▶ PROVIDED MATERIAL:
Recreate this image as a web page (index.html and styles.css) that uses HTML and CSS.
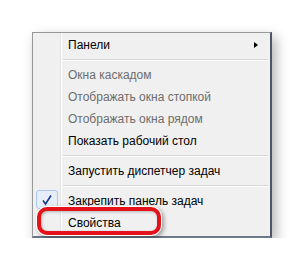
FILE: index.html
```html
<!DOCTYPE html>
<html>
<head>
<meta charset="utf-8">
<link rel="stylesheet" href="styles.css">
</head>
<body>
<div class="stage">
  <div class="menu">
    <div class="item sub">Панели<span class="arrow"></span></div>
    <div class="sep"></div>
    <div class="item off">Окна каскадом</div>
    <div class="item off">Отображать окна стопкой</div>
    <div class="item off">Отображать окна рядом</div>
    <div class="item">Показать рабочий стол</div>
    <div class="sep"></div>
    <div class="item">Запустить диспетчер задач</div>
    <div class="sep"></div>
    <div class="item checked"><span class="check"><svg width="12" height="12" viewBox="0 0 12 12"><path d="M2 6.5 L4.5 10 L10 1.5" fill="none" stroke="#1a3c8c" stroke-width="1.6"/></svg></span>Закрепить панель задач</div>
    <div class="item">Свойства</div>
    <div class="ring"></div>
  </div>
</div>
</body>
</html>
```
FILE: styles.css
```css
html, body {
  margin: 0;
  background: #ffffff;
}
.stage {
  padding: 32px 0 0 32px;
}
.menu {
  position: relative;
  width: 235px;
  box-sizing: content-box;
  padding: 1px 1px 2px 1px;
  background-color: #f0f0f0;
  background-image: linear-gradient(to right, transparent 27px, #e2e3e3 27px, #e2e3e3 28px, #ffffff 28px, #ffffff 29px, transparent 29px);
  border: 1px solid #979797;
  border-right: 2px solid #4f5566;
  border-bottom: 2px solid #6c7888;
  box-shadow: 4px 5px 12px rgba(0, 0, 0, 0.3);
  font-family: "Liberation Sans", Arial, sans-serif;
  font-size: 12px;
  color: #000;
}
.item {
  position: relative;
  height: 22px;
  line-height: 22px;
  padding-left: 34px;
  white-space: nowrap;
}
.item.off {
  color: #6d6d6d;
}
.arrow {
  position: absolute;
  right: 11px;
  top: 8px;
  width: 0;
  height: 0;
  border-top: 3.5px solid transparent;
  border-bottom: 3.5px solid transparent;
  border-left: 4px solid #000;
}
.sep {
  height: 8px;
  margin-left: 29px;
  margin-right: 1px;
  background: linear-gradient(to bottom, transparent 3px, #d7d7d7 3px, #d7d7d7 4px, #ffffff 4px, #ffffff 5px, transparent 5px);
}
.check {
  position: absolute;
  left: 2px;
  top: 0;
  width: 20px;
  height: 17px;
  border: 1px solid #a9c7ee;
  border-radius: 3px;
  background: #e6eef9;
  display: flex;
  align-items: center;
  justify-content: center;
}
.ring {
  position: absolute;
  left: 4px;
  top: 174px;
  width: 116px;
  height: 20px;
  border: 4px solid #e3121b;
  border-radius: 10px;
  box-shadow: 0 0 0 1px #ffffff, 2px 2px 4px 1px rgba(0, 0, 0, 0.35), inset 1px 1px 3px rgba(0, 0, 0, 0.25);
}
```
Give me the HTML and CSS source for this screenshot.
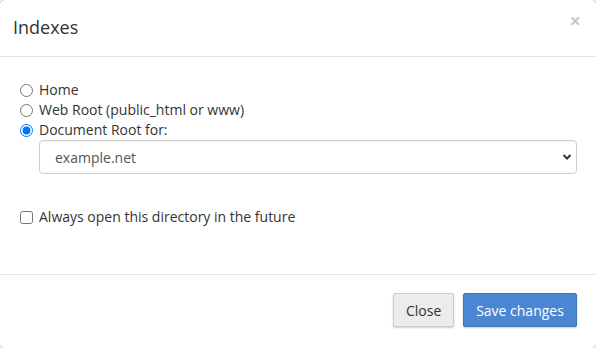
FILE: index.html
```html
<!DOCTYPE html>
<html lang="en">
<head>
    <meta charset="UTF-8">
    <title>Indexes</title>
    <link rel="stylesheet" href="styles.css">
</head>
<body>

    <div class="modal">
        <div class="modal-header">
            <h4>Indexes</h4>
            <span class="close-x">&times;</span>
        </div>

        <div class="modal-body">
            <label class="option"><input type="radio" name="dir"> Home</label>
            <label class="option"><input type="radio" name="dir"> Web Root (public_html or www)</label>
            <label class="option"><input type="radio" name="dir" checked> Document Root for:</label>
            <div class="select-wrap">
                <div class="select">
                    <span>example.net</span>
                    <svg width="10" height="8" viewBox="0 0 10 8"><path d="M1.5 2 L5 5.5 L8.5 2" fill="none" stroke="#333" stroke-width="2"/></svg>
                </div>
            </div>

            <label class="option remember"><input type="checkbox"> Always open this directory in the future</label>
        </div>

        <div class="modal-footer">
            <button class="btn btn-default">Close</button>
            <button class="btn btn-primary">Save changes</button>
        </div>
    </div>

</body>
</html>
```

FILE: styles.css
```css
body {
    margin: 0;
    background: #fff;
    font-family: "Open Sans", "Liberation Sans", sans-serif;
    font-size: 14px;
    color: #333;
    overflow: hidden;
}
.modal {
    width: 598px;
    height: 350px;
    margin: -1px;
    border: 1px solid rgba(0,0,0,0.2);
    border-radius: 6px;
    box-sizing: border-box;
    display: flex;
    flex-direction: column;
}
.modal-header {
    height: 57px;
    box-sizing: border-box;
    border-bottom: 1px solid #e5e5e5;
    display: flex;
    align-items: center;
    justify-content: space-between;
    padding: 0 15px 0 13px;
}
.modal-header h4 {
    margin: 0;
    font-size: 18px;
    font-weight: normal;
    color: #333;
    padding-bottom: 3px;
}
.close-x {
    font-size: 20px;
    font-weight: bold;
    color: #c8c8c8;
    line-height: 1;
    margin-top: -14px;
}
.modal-body {
    height: 218px;
    box-sizing: border-box;
    border-bottom: 1px solid #e5e5e5;
    padding: 23px 19px 0 19px;
}
.option {
    display: flex;
    align-items: center;
    height: 20px;
    line-height: 20px;
}
.option input {
    margin: 0 6px 0 1px;
    width: 13px;
    height: 13px;
}
.select-wrap {
    padding: 0 0 0 20px;
}
.select {
    height: 34px;
    box-sizing: border-box;
    border: 1px solid #ccc;
    border-radius: 4px;
    display: flex;
    align-items: center;
    justify-content: space-between;
    padding: 0 4px 0 15px;
    color: #555;
    box-shadow: inset 0 1px 1px rgba(0,0,0,0.05);
}
.remember {
    margin-top: 33px;
}
.remember input {
    margin-right: 6px;
}
.modal-footer {
    display: flex;
    justify-content: flex-end;
    gap: 9px;
    padding: 18px 19px 0 0;
}
.btn {
    font-family: "Open Sans", "Liberation Sans", sans-serif;
    font-size: 14px;
    height: 34px;
    padding: 0 12px;
    border-radius: 2px;
    border: 1px solid #ccc;
    cursor: pointer;
    box-shadow: 0 1px 2px rgba(0,0,0,0.2);
}
.btn-default {
    background: #ececec;
    color: #333;
    width: 61px;
}
.btn-primary {
    background: #4a86d2;
    border-color: #3f76bd;
    color: #fff;
    width: 114px;
}
```
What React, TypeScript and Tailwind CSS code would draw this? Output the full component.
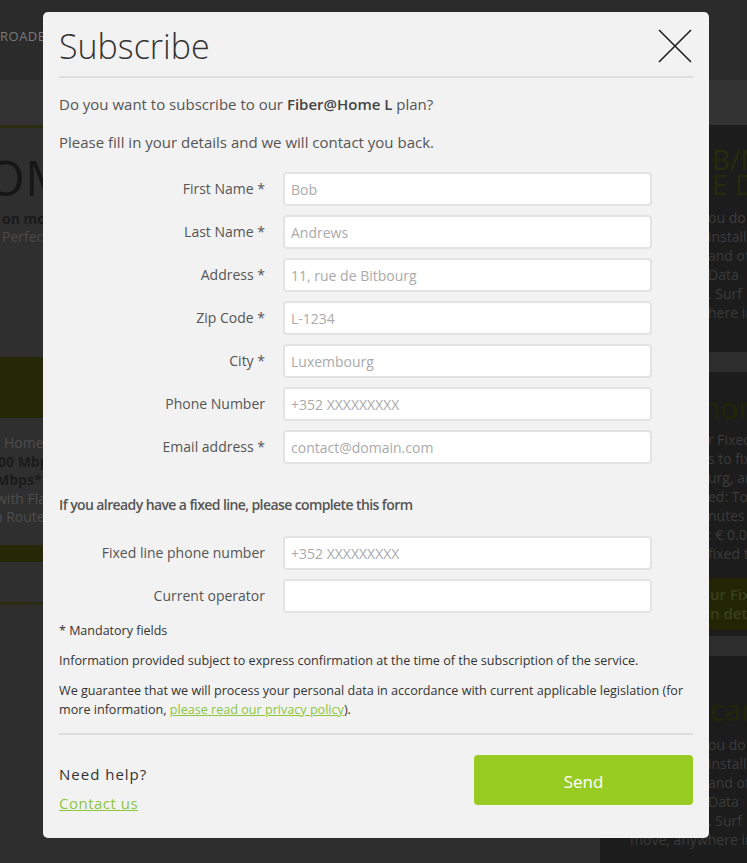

▶ WORK TO COMPLETE:
The data should be printed again unchanged; leave its pictures out.

▶ OUTPUT FOR THIS EXERCISE:
Recreate this image as a web page (index.html and styles.css) that uses HTML and CSS.
FILE: index.html
```html
<!DOCTYPE html>
<html>
<head>
<meta charset="utf-8">
<link rel="stylesheet" href="styles.css">
</head>
<body>
<div class="stage">
  <div class="menu">
    <div class="item sub">Панели<span class="arrow"></span></div>
    <div class="sep"></div>
    <div class="item off">Окна каскадом</div>
    <div class="item off">Отображать окна стопкой</div>
    <div class="item off">Отображать окна рядом</div>
    <div class="item">Показать рабочий стол</div>
    <div class="sep"></div>
    <div class="item">Запустить диспетчер задач</div>
    <div class="sep"></div>
    <div class="item checked"><span class="check"><svg width="12" height="12" viewBox="0 0 12 12"><path d="M2 6.5 L4.5 10 L10 1.5" fill="none" stroke="#1a3c8c" stroke-width="1.6"/></svg></span>Закрепить панель задач</div>
    <div class="item">Свойства</div>
    <div class="ring"></div>
  </div>
</div>
</body>
</html>
```
FILE: styles.css
```css
html, body {
  margin: 0;
  background: #ffffff;
}
.stage {
  padding: 32px 0 0 32px;
}
.menu {
  position: relative;
  width: 235px;
  box-sizing: content-box;
  padding: 1px 1px 2px 1px;
  background-color: #f0f0f0;
  background-image: linear-gradient(to right, transparent 27px, #e2e3e3 27px, #e2e3e3 28px, #ffffff 28px, #ffffff 29px, transparent 29px);
  border: 1px solid #979797;
  border-right: 2px solid #4f5566;
  border-bottom: 2px solid #6c7888;
  box-shadow: 4px 5px 12px rgba(0, 0, 0, 0.3);
  font-family: "Liberation Sans", Arial, sans-serif;
  font-size: 12px;
  color: #000;
}
.item {
  position: relative;
  height: 22px;
  line-height: 22px;
  padding-left: 34px;
  white-space: nowrap;
}
.item.off {
  color: #6d6d6d;
}
.arrow {
  position: absolute;
  right: 11px;
  top: 8px;
  width: 0;
  height: 0;
  border-top: 3.5px solid transparent;
  border-bottom: 3.5px solid transparent;
  border-left: 4px solid #000;
}
.sep {
  height: 8px;
  margin-left: 29px;
  margin-right: 1px;
  background: linear-gradient(to bottom, transparent 3px, #d7d7d7 3px, #d7d7d7 4px, #ffffff 4px, #ffffff 5px, transparent 5px);
}
.check {
  position: absolute;
  left: 2px;
  top: 0;
  width: 20px;
  height: 17px;
  border: 1px solid #a9c7ee;
  border-radius: 3px;
  background: #e6eef9;
  display: flex;
  align-items: center;
  justify-content: center;
}
.ring {
  position: absolute;
  left: 4px;
  top: 174px;
  width: 116px;
  height: 20px;
  border: 4px solid #e3121b;
  border-radius: 10px;
  box-shadow: 0 0 0 1px #ffffff, 2px 2px 4px 1px rgba(0, 0, 0, 0.35), inset 1px 1px 3px rgba(0, 0, 0, 0.25);
}
```
Give me the HTML and CSS source for this screenshot.
FILE: index.html
```html
<!DOCTYPE html>
<html lang="en">
<head>
    <meta charset="UTF-8">
    <title>Indexes</title>
    <link rel="stylesheet" href="styles.css">
</head>
<body>

    <div class="modal">
        <div class="modal-header">
            <h4>Indexes</h4>
            <span class="close-x">&times;</span>
        </div>

        <div class="modal-body">
            <label class="option"><input type="radio" name="dir"> Home</label>
            <label class="option"><input type="radio" name="dir"> Web Root (public_html or www)</label>
            <label class="option"><input type="radio" name="dir" checked> Document Root for:</label>
            <div class="select-wrap">
                <div class="select">
                    <span>example.net</span>
                    <svg width="10" height="8" viewBox="0 0 10 8"><path d="M1.5 2 L5 5.5 L8.5 2" fill="none" stroke="#333" stroke-width="2"/></svg>
                </div>
            </div>

            <label class="option remember"><input type="checkbox"> Always open this directory in the future</label>
        </div>

        <div class="modal-footer">
            <button class="btn btn-default">Close</button>
            <button class="btn btn-primary">Save changes</button>
        </div>
    </div>

</body>
</html>
```

FILE: styles.css
```css
body {
    margin: 0;
    background: #fff;
    font-family: "Open Sans", "Liberation Sans", sans-serif;
    font-size: 14px;
    color: #333;
    overflow: hidden;
}
.modal {
    width: 598px;
    height: 350px;
    margin: -1px;
    border: 1px solid rgba(0,0,0,0.2);
    border-radius: 6px;
    box-sizing: border-box;
    display: flex;
    flex-direction: column;
}
.modal-header {
    height: 57px;
    box-sizing: border-box;
    border-bottom: 1px solid #e5e5e5;
    display: flex;
    align-items: center;
    justify-content: space-between;
    padding: 0 15px 0 13px;
}
.modal-header h4 {
    margin: 0;
    font-size: 18px;
    font-weight: normal;
    color: #333;
    padding-bottom: 3px;
}
.close-x {
    font-size: 20px;
    font-weight: bold;
    color: #c8c8c8;
    line-height: 1;
    margin-top: -14px;
}
.modal-body {
    height: 218px;
    box-sizing: border-box;
    border-bottom: 1px solid #e5e5e5;
    padding: 23px 19px 0 19px;
}
.option {
    display: flex;
    align-items: center;
    height: 20px;
    line-height: 20px;
}
.option input {
    margin: 0 6px 0 1px;
    width: 13px;
    height: 13px;
}
.select-wrap {
    padding: 0 0 0 20px;
}
.select {
    height: 34px;
    box-sizing: border-box;
    border: 1px solid #ccc;
    border-radius: 4px;
    display: flex;
    align-items: center;
    justify-content: space-between;
    padding: 0 4px 0 15px;
    color: #555;
    box-shadow: inset 0 1px 1px rgba(0,0,0,0.05);
}
.remember {
    margin-top: 33px;
}
.remember input {
    margin-right: 6px;
}
.modal-footer {
    display: flex;
    justify-content: flex-end;
    gap: 9px;
    padding: 18px 19px 0 0;
}
.btn {
    font-family: "Open Sans", "Liberation Sans", sans-serif;
    font-size: 14px;
    height: 34px;
    padding: 0 12px;
    border-radius: 2px;
    border: 1px solid #ccc;
    cursor: pointer;
    box-shadow: 0 1px 2px rgba(0,0,0,0.2);
}
.btn-default {
    background: #ececec;
    color: #333;
    width: 61px;
}
.btn-primary {
    background: #4a86d2;
    border-color: #3f76bd;
    color: #fff;
    width: 114px;
}
```
What React, TypeScript and Tailwind CSS code would draw this? Output the full component.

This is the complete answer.